Written problem: Print exactly the lines from the first one down to the line containing "text-[12px] text-[#555] border", both ends included, with no pictures and nothing else.

** Start Exercise inputs **

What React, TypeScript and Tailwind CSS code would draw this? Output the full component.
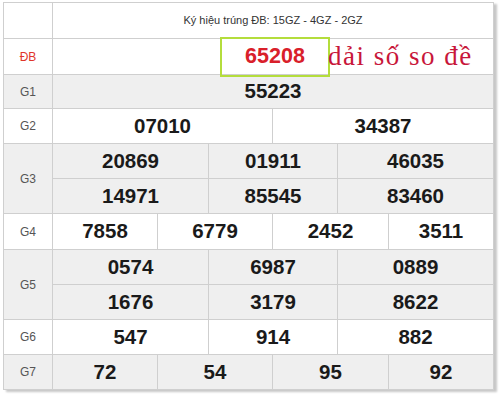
import React from "react";

const num = "text-center font-bold text-[20.5px] text-[#1a1a1a] border border-[#cfcfcf]";
const lab = "text-center text-[12px] text-[#555] border border-[#cfcfcf]";

export default function App() {
  return (
    <div className="w-[500px] h-[397px] bg-white pl-[3px] pt-[2px]" style={{ fontFamily: '"Liberation Sans", Arial, sans-serif' }}>
      <div className="relative w-[490px]">
        <table className="w-[490px] table-fixed border-collapse shadow-[3px_2px_2px_rgba(0,0,0,0.22)]">
          <colgroup>
            <col className="w-[49px]" />
            <col className="w-[105px]" />
            <col className="w-[51px]" />
            <col className="w-[64px]" />
            <col className="w-[65px]" />
            <col className="w-[51px]" />
            <col className="w-[105px]" />
          </colgroup>
          <tbody>
            <tr className="h-[36px] bg-white">
              <td className="border border-[#cfcfcf]"></td>
              <td colSpan={6} className="text-center text-[11px] text-[#333] border border-[#cfcfcf]">
                Ký hiệu trúng ĐB: 15GZ - 4GZ - 2GZ
              </td>
            </tr>
            <tr className="h-[36px] bg-white">
              <td className="text-center text-[12px] text-[#e0352b] border border-[#cfcfcf]">ĐB</td>
              <td colSpan={6} className="border border-[#cfcfcf]"></td>
            </tr>
            <tr className="h-[34px] bg-[#efefef]">
              <td className={lab}>G1</td>
              <td colSpan={6} className={num}>55223</td>
            </tr>
            <tr className="h-[35px] bg-white">
              <td className={lab}>G2</td>
              <td colSpan={3} className={num}>07010</td>
              <td colSpan={3} className={num}>34387</td>
            </tr>
            <tr className="h-[35px] bg-[#efefef]">
              <td rowSpan={2} className={lab}>G3</td>
              <td colSpan={2} className={num}>20869</td>
              <td colSpan={2} className={num}>01911</td>
              <td colSpan={2} className={num}>46035</td>
            </tr>
            <tr className="h-[35px] bg-[#efefef]">
              <td colSpan={2} className={num}>14971</td>
              <td colSpan={2} className={num}>85545</td>
              <td colSpan={2} className={num}>83460</td>
            </tr>
            <tr className="h-[36px] bg-white">
              <td className={lab}>G4</td>
              <td className={num}>7858</td>
              <td colSpan={2} className={num}>6779</td>
              <td colSpan={2} className={num}>2452</td>
              <td className={num}>3511</td>
            </tr>
            <tr className="h-[35px] bg-[#efefef]">
              <td rowSpan={2} className={lab}>G5</td>
              <td colSpan={2} className={num}>0574</td>
              <td colSpan={2} className={num}>6987</td>
              <td colSpan={2} className={num}>0889</td>
            </tr>
            <tr className="h-[35px] bg-[#efefef]">
              <td colSpan={2} className={num}>1676</td>
              <td colSpan={2} className={num}>3179</td>
              <td colSpan={2} className={num}>8622</td>
            </tr>
            <tr className="h-[35px] bg-white">
              <td className={lab}>G6</td>
              <td colSpan={2} className={num}>547</td>
              <td colSpan={2} className={num}>914</td>
              <td colSpan={2} className={num}>882</td>
            </tr>
            <tr className="h-[35px] bg-[#efefef]">
              <td className={lab}>G7</td>
              <td className={num}>72</td>
              <td colSpan={2} className={num}>54</td>
              <td colSpan={2} className={num}>95</td>
              <td className={num}>92</td>
            </tr>
          </tbody>
        </table>
        <div className="absolute left-[217px] top-[35px] w-[110px] h-[40px] border-2 border-[#b4dd3c] flex items-center justify-center">
          <span className="font-bold text-[21.5px] text-[#d9202a] leading-none">65208</span>
        </div>
        <div
          className="absolute left-[325px] top-[41px] text-[27px] leading-none text-[#c8163a] tracking-[1.5px] whitespace-nowrap"
          style={{ fontFamily: '"Liberation Serif", "Times New Roman", serif' }}
        >
          dải số so đề
        </div>
      </div>
    </div>
  );
}
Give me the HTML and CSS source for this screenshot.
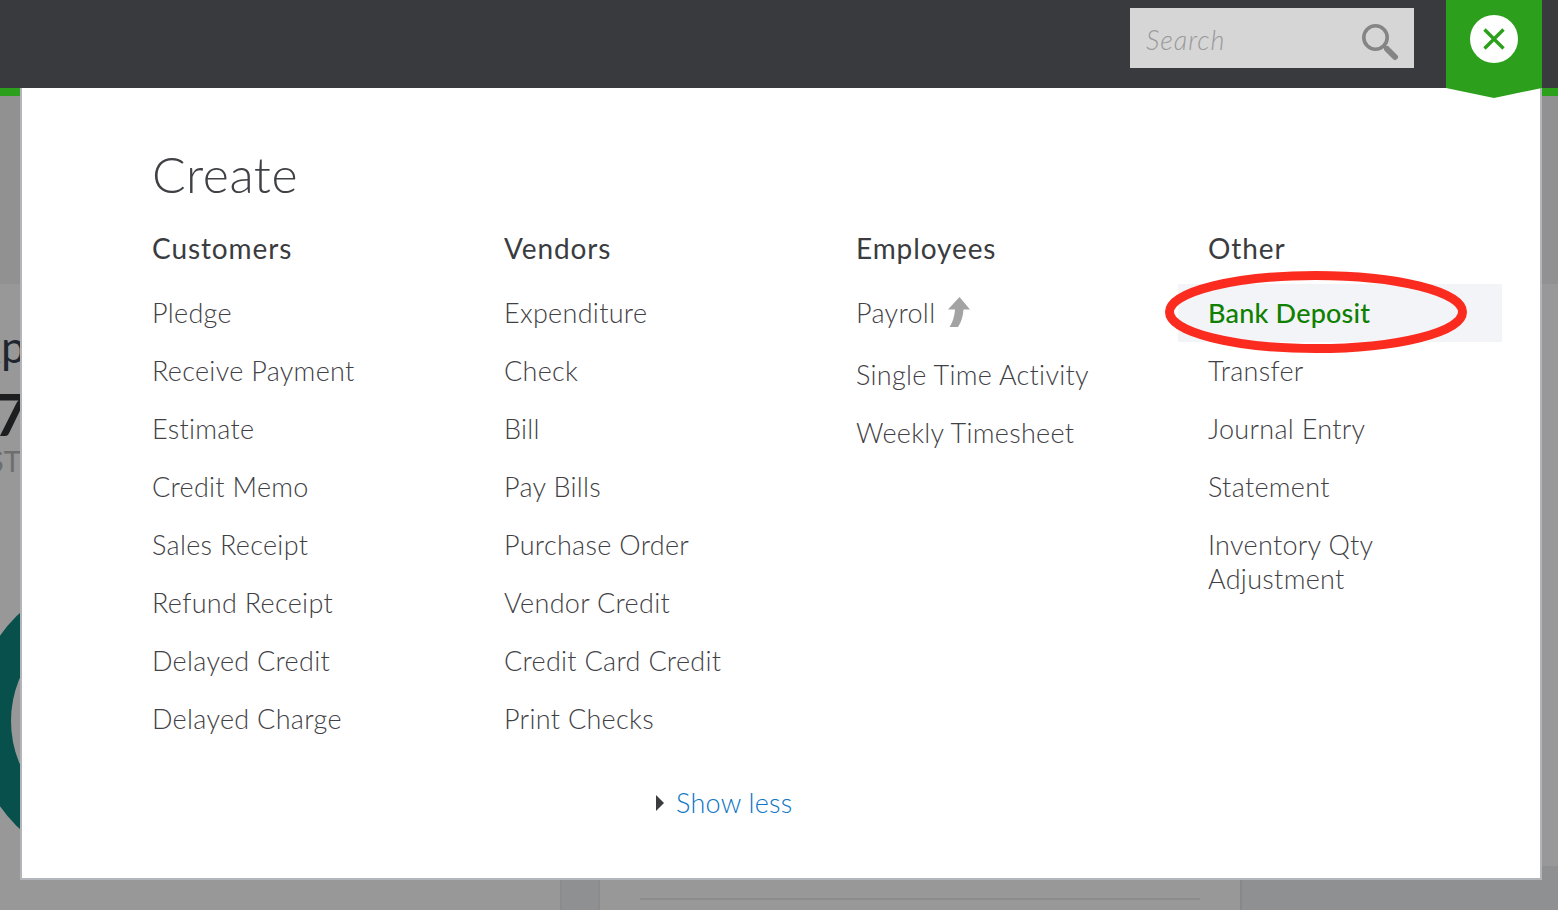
FILE: index.html
```html
<!DOCTYPE html>
<html lang="en">
<head>
<meta charset="utf-8">
<title>Create</title>
<link rel="stylesheet" href="styles.css">
</head>
<body>
<header class="topbar">
  <div class="search">
    <span class="search-text">Search</span>
    <svg class="search-icon" width="38" height="38" viewBox="0 0 38 38" aria-hidden="true">
      <circle cx="14.500" cy="14.500" r="11.700" fill="none" stroke="#858585" stroke-width="3.600"/>
      <path d="M23 23l2.500 2.500" fill="none" stroke="#858585" stroke-width="3"/>
      <path d="M26 26l8 8" fill="none" stroke="#858585" stroke-width="6" stroke-linecap="round"/>
    </svg>
  </div>
  <div class="close-tab">
    <span class="close-btn">
      <svg width="24" height="24" viewBox="0 0 24 24" aria-hidden="true"><path d="M2.500 2.500l19 19M21.500 2.500l-19 19" fill="none" stroke="#2ca01c" stroke-width="3.400"/></svg>
    </span>
  </div>
</header>
<div class="greenline"></div>
<div class="backdrop">
  <div class="bg-top"></div>
  <div class="bg-word">xp</div>
  <div class="bg-num">7,</div>
  <div class="bg-sub">ST</div>
  <div class="bg-ring"></div>
  <div class="bg-panel">
    <div class="bg-strip"></div>
    <div class="bg-center"><div class="bg-rule"></div></div>
    <div class="bg-side"></div>
  </div>
</div>
<main class="modal">
  <h1 class="title">Create</h1>
  <div class="cols">
    <section class="col">
      <h2 class="col-head">Customers</h2>
      <ul class="list">
        <li class="item">Pledge</li>
        <li class="item">Receive Payment</li>
        <li class="item">Estimate</li>
        <li class="item">Credit Memo</li>
        <li class="item">Sales Receipt</li>
        <li class="item">Refund Receipt</li>
        <li class="item">Delayed Credit</li>
        <li class="item">Delayed Charge</li>
      </ul>
    </section>
    <section class="col">
      <h2 class="col-head">Vendors</h2>
      <ul class="list">
        <li class="item">Expenditure</li>
        <li class="item">Check</li>
        <li class="item">Bill</li>
        <li class="item">Pay Bills</li>
        <li class="item">Purchase Order</li>
        <li class="item">Vendor Credit</li>
        <li class="item">Credit Card Credit</li>
        <li class="item">Print Checks</li>
      </ul>
    </section>
    <section class="col">
      <h2 class="col-head">Employees</h2>
      <ul class="list">
        <li class="item item-payroll">Payroll
          <svg class="upgrade" width="24" height="32" viewBox="0 0 24 32" aria-hidden="true"><path d="M13.500 1L24 13.500h-6.500C17 20 15.500 26 12 31H3.500C7.500 25 8.500 19 9 13.500H2z" fill="#a3a3a3"/></svg>
        </li>
        <li class="item">Single Time Activity</li>
        <li class="item">Weekly Timesheet</li>
      </ul>
    </section>
    <section class="col">
      <h2 class="col-head">Other</h2>
      <ul class="list">
        <li class="item item-active">Bank Deposit
          <svg class="ring" width="306" height="86" viewBox="0 0 306 86" aria-hidden="true"><ellipse cx="152" cy="42" rx="146.500" ry="36.500" fill="none" stroke="#fb2c1f" stroke-width="9"/></svg>
        </li>
        <li class="item">Transfer</li>
        <li class="item">Journal Entry</li>
        <li class="item">Statement</li>
        <li class="item">Inventory Qty<br>Adjustment</li>
      </ul>
    </section>
  </div>
  <div class="more">
    <span class="caret"></span>
    <a class="more-link">Show less</a>
  </div>
</main>
</body>
</html>
```
FILE: styles.css
```css
* { box-sizing: border-box; }
html, body { margin: 0; height: 100%; }
body {
  width: 1558px;
  height: 910px;
  overflow: hidden;
  position: relative;
  background: #989898;
  font-family: "Lato", "Liberation Sans", sans-serif;
  color: #3f4145;
}
.topbar {
  height: 88px;
  background: #393a3e;
  display: flex;
  justify-content: flex-end;
  align-items: flex-start;
  padding-right: 16px;
  gap: 32px;
  position: relative;
}
.search {
  margin-top: 8px;
  width: 284px;
  height: 60px;
  background: #d6d6d6;
  display: flex;
  align-items: center;
  justify-content: space-between;
  padding: 0 15px 0 16px;
}
.search-text {
  font-size: 27px;
  line-height: 34px;
  margin-top: 4px;
  font-style: italic;
  font-weight: 300;
  color: #9a9a9a;
  letter-spacing: 0.9px;
}
.search-icon { margin-top: 8px; }
.close-tab {
  position: relative;
  z-index: 3;
  width: 96px;
  height: 98px;
  background: #2ca01c;
  clip-path: polygon(0 0, 100% 0, 100% 88px, 50% 100%, 0 88px);
  display: flex;
  justify-content: center;
  padding-top: 15px;
}
.close-btn {
  width: 48px;
  height: 48px;
  border-radius: 50%;
  background: #fff;
  display: flex;
  align-items: center;
  justify-content: center;
}
.greenline { height: 8px; background: #2ca01c; }
.backdrop { position: absolute; inset: 96px 0 0 0; overflow: hidden; }
.bg-top { height: 188px; background: #919191; }
.bg-word { position: absolute; left: -21px; top: 228px; font-size: 44px; color: #1f2630; line-height: 44px; }
.bg-num { position: absolute; left: -6px; top: 290px; font-size: 58px; font-weight: 700; color: #1d1e20; line-height: 56px; }
.bg-sub { position: absolute; left: -12px; top: 353px; font-size: 29px; color: #6e6e6e; line-height: 24px; }
.bg-ring {
  position: absolute;
  left: -27px;
  top: 477px;
  width: 296px;
  height: 296px;
  border-radius: 50%;
  border: 38px solid #07504b;
}
.bg-panel {
  position: absolute;
  left: 560px;
  right: 0;
  top: 770px;
  bottom: 0;
  display: flex;
}
.bg-strip { width: 40px; background: #8f9092; border-left: 2px solid #8c8c8d; border-right: 2px solid #8c8c8d; }
.bg-center { width: 640px; padding: 32px 40px 0; }
.bg-rule { width: 560px; height: 2px; background: #8c8c8c; }
.bg-side { flex: 1; background: #8f9092; border-left: 2px solid #87888a; }
.modal {
  position: absolute;
  left: 20px;
  top: 88px;
  width: 1522px;
  height: 792px;
  background: #fff;
  border: 2px solid #b2b5ba;
  border-top: 0;
  padding-left: 130px;
  z-index: 2;
}
.title {
  margin: 56px 0 0;
  height: 60px;
  font-size: 50px;
  line-height: 60px;
  font-weight: 300;
  color: #3f4145;
  letter-spacing: 0.5px;
}
.cols { display: flex; margin-top: 26px; }
.col { width: 352px; flex: none; }
.col-head {
  margin: 0;
  font-size: 28px;
  line-height: 36px;
  font-weight: 400;
  color: #3a3c40;
  letter-spacing: 0.9px;
  height: 54px;
}
.list { list-style: none; margin: 0; padding: 0; }
.item {
  font-size: 27px;
  line-height: 34px;
  font-weight: 300;
  padding: 12px 0;
  color: #3f4145;
  letter-spacing: 0.3px;
}
.item-payroll { display: flex; align-items: center; gap: 11px; padding-bottom: 16px; }
.upgrade { margin-top: -2px; }
.item-active {
  position: relative;
  margin-left: -30px;
  padding-left: 30px;
  width: 324px;
  background: #f3f4f8;
  color: #108000;
  font-weight: 500;
  letter-spacing: 0.2px;
}
.ring { position: absolute; left: -14px; top: -14px; }
.more {
  position: absolute;
  left: 634px;
  top: 698px;
  display: flex;
  align-items: center;
  gap: 12px;
}
.caret {
  width: 0;
  height: 0;
  border-left: 8px solid #3a3c40;
  border-top: 8px solid transparent;
  border-bottom: 8px solid transparent;
}
.more-link { font-size: 27px; line-height: 34px; font-weight: 300; color: #0d76c4; letter-spacing: 0.25px; }
```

** End Exercise inputs **

Answer:
What React, TypeScript and Tailwind CSS code would draw this? Output the full component.
import React from "react";

const num = "text-center font-bold text-[20.5px] text-[#1a1a1a] border border-[#cfcfcf]";
const lab = "text-center text-[12px] text-[#555] border border-[#cfcfcf]";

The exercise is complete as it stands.